In 2017, the Browns finished dead last in turnover differential with negative-28, the worst mark since the San Diego Chargers posted the same awful total in 2000. And much of that had to do with the play of Kizer, a big, athletic and strong-armed second-round pick who was expected to sit a year to work on his decision-making and accuracy but ended up being fast-tracked due to a lack of reasonable alternatives.

The end result was ugly, as Kizer ended up having a Hugh Millen-like season, completing only 53.6 percent of his passes for 2,894 yards and 11 touchdowns. Even worse, the overmatched rookie accounted for 28 turnovers — a league-high 22 interceptions and six lost fumbles — as the mental toughness of the Browns’ defense, which ranked a respectable 14th in the NFL in 2017, was stretched to the limit on a weekly basis.
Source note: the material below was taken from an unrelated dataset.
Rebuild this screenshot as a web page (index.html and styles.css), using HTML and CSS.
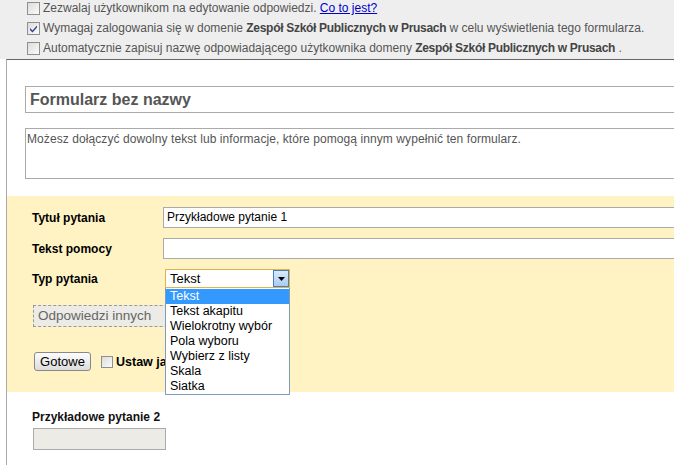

“As a defense, you’ve got to clean up the [mess],” Kirksey said. “You [need] time to sit down, go over plays that didn’t go your way and scheme up different plays you may be gearing up for.

“But when you’re having sudden change all the time, you can’t do that the same.”

Through several practices, Taylor has been a hit with teammates, many of whom are thrilled to have a quarterback who is going to help them control the clock and not consistently put the defense in tough spots.

“It was embarrassing to go 0-16,” Kirksey said. “It’s definitely going to be exciting just to see our quarterback, like, manage the game.”

Even Taylor’s former teammates in Buffalo appreciate his strengths. On the day the Taylor trade leaked, March 9, Kirksey was hanging out in San Diego with Bills safety Micah Hyde, a good friend and former teammate from the University of Iowa. After the news alert

popped up on their phones, Hyde said, “Y’all got yourselves a good quarterback. He’s gonna keep y’all off the field.”

Kirksey grinned and nodded.

“That’s what we need,” Kirksey said. “That’s exactly what we need.”